- **PROBLEM DETAILS**:
Reproduce all the material exactly, minus any pictures it holds.

- **DATA SEGMENT**:
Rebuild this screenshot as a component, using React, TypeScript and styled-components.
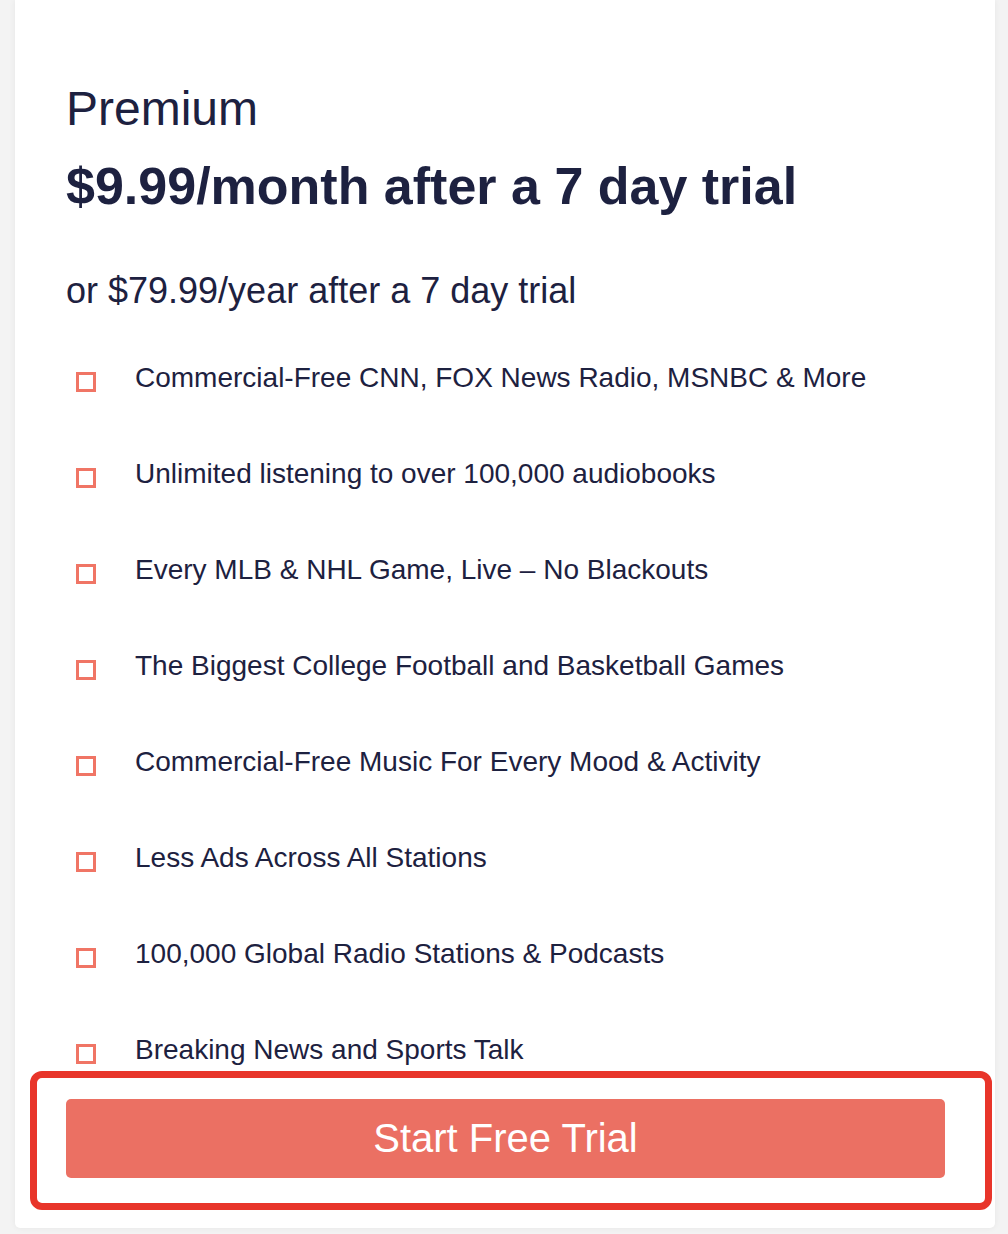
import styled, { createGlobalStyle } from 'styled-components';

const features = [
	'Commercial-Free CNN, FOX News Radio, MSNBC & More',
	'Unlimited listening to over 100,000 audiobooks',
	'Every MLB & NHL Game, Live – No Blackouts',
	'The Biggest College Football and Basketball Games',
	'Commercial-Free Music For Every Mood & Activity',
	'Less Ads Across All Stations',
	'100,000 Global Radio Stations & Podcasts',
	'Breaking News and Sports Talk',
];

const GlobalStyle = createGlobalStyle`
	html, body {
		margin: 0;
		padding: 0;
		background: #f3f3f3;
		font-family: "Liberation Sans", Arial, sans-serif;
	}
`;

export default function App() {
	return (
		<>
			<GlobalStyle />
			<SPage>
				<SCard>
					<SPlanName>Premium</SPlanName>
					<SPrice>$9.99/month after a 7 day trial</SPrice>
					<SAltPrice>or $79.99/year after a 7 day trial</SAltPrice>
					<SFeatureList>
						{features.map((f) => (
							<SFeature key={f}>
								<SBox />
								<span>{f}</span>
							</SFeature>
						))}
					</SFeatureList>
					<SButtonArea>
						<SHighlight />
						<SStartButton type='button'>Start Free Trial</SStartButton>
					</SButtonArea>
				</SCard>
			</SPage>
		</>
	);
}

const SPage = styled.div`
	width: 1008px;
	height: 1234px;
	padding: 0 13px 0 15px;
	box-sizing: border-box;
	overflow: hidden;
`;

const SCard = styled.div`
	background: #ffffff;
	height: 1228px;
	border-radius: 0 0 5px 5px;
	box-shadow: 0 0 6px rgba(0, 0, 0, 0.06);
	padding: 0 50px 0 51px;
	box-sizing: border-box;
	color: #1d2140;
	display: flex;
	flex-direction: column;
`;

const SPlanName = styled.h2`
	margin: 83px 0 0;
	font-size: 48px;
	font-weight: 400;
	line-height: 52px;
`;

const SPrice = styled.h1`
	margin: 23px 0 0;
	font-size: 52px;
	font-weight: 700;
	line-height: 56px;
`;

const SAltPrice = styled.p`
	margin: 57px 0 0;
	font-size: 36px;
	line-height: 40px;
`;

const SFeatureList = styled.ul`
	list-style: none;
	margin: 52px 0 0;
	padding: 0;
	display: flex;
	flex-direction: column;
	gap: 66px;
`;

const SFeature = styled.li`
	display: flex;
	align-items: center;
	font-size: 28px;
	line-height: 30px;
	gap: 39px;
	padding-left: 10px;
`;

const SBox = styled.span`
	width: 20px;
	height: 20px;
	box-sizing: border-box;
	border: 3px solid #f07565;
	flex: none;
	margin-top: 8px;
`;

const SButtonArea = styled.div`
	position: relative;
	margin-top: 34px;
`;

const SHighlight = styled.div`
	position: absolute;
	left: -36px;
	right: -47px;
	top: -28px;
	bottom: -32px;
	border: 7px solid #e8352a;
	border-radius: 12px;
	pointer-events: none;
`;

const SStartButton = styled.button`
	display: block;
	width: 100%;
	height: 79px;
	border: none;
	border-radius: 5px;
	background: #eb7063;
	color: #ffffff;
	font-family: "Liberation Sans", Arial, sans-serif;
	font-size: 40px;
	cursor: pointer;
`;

- **RESULT OF THIS TASK**:
Rebuild this screenshot as a component, using React, TypeScript and styled-components.
import styled, { createGlobalStyle } from 'styled-components';

const features = [
	'Commercial-Free CNN, FOX News Radio, MSNBC & More',
	'Unlimited listening to over 100,000 audiobooks',
	'Every MLB & NHL Game, Live – No Blackouts',
	'The Biggest College Football and Basketball Games',
	'Commercial-Free Music For Every Mood & Activity',
	'Less Ads Across All Stations',
	'100,000 Global Radio Stations & Podcasts',
	'Breaking News and Sports Talk',
];

const GlobalStyle = createGlobalStyle`
	html, body {
		margin: 0;
		padding: 0;
		background: #f3f3f3;
		font-family: "Liberation Sans", Arial, sans-serif;
	}
`;

export default function App() {
	return (
		<>
			<GlobalStyle />
			<SPage>
				<SCard>
					<SPlanName>Premium</SPlanName>
					<SPrice>$9.99/month after a 7 day trial</SPrice>
					<SAltPrice>or $79.99/year after a 7 day trial</SAltPrice>
					<SFeatureList>
						{features.map((f) => (
							<SFeature key={f}>
								<SBox />
								<span>{f}</span>
							</SFeature>
						))}
					</SFeatureList>
					<SButtonArea>
						<SHighlight />
						<SStartButton type='button'>Start Free Trial</SStartButton>
					</SButtonArea>
				</SCard>
			</SPage>
		</>
	);
}

const SPage = styled.div`
	width: 1008px;
	height: 1234px;
	padding: 0 13px 0 15px;
	box-sizing: border-box;
	overflow: hidden;
`;

const SCard = styled.div`
	background: #ffffff;
	height: 1228px;
	border-radius: 0 0 5px 5px;
	box-shadow: 0 0 6px rgba(0, 0, 0, 0.06);
	padding: 0 50px 0 51px;
	box-sizing: border-box;
	color: #1d2140;
	display: flex;
	flex-direction: column;
`;

const SPlanName = styled.h2`
	margin: 83px 0 0;
	font-size: 48px;
	font-weight: 400;
	line-height: 52px;
`;

const SPrice = styled.h1`
	margin: 23px 0 0;
	font-size: 52px;
	font-weight: 700;
	line-height: 56px;
`;

const SAltPrice = styled.p`
	margin: 57px 0 0;
	font-size: 36px;
	line-height: 40px;
`;

const SFeatureList = styled.ul`
	list-style: none;
	margin: 52px 0 0;
	padding: 0;
	display: flex;
	flex-direction: column;
	gap: 66px;
`;

const SFeature = styled.li`
	display: flex;
	align-items: center;
	font-size: 28px;
	line-height: 30px;
	gap: 39px;
	padding-left: 10px;
`;

const SBox = styled.span`
	width: 20px;
	height: 20px;
	box-sizing: border-box;
	border: 3px solid #f07565;
	flex: none;
	margin-top: 8px;
`;

const SButtonArea = styled.div`
	position: relative;
	margin-top: 34px;
`;

const SHighlight = styled.div`
	position: absolute;
	left: -36px;
	right: -47px;
	top: -28px;
	bottom: -32px;
	border: 7px solid #e8352a;
	border-radius: 12px;
	pointer-events: none;
`;

const SStartButton = styled.button`
	display: block;
	width: 100%;
	height: 79px;
	border: none;
	border-radius: 5px;
	background: #eb7063;
	color: #ffffff;
	font-family: "Liberation Sans", Arial, sans-serif;
	font-size: 40px;
	cursor: pointer;
`;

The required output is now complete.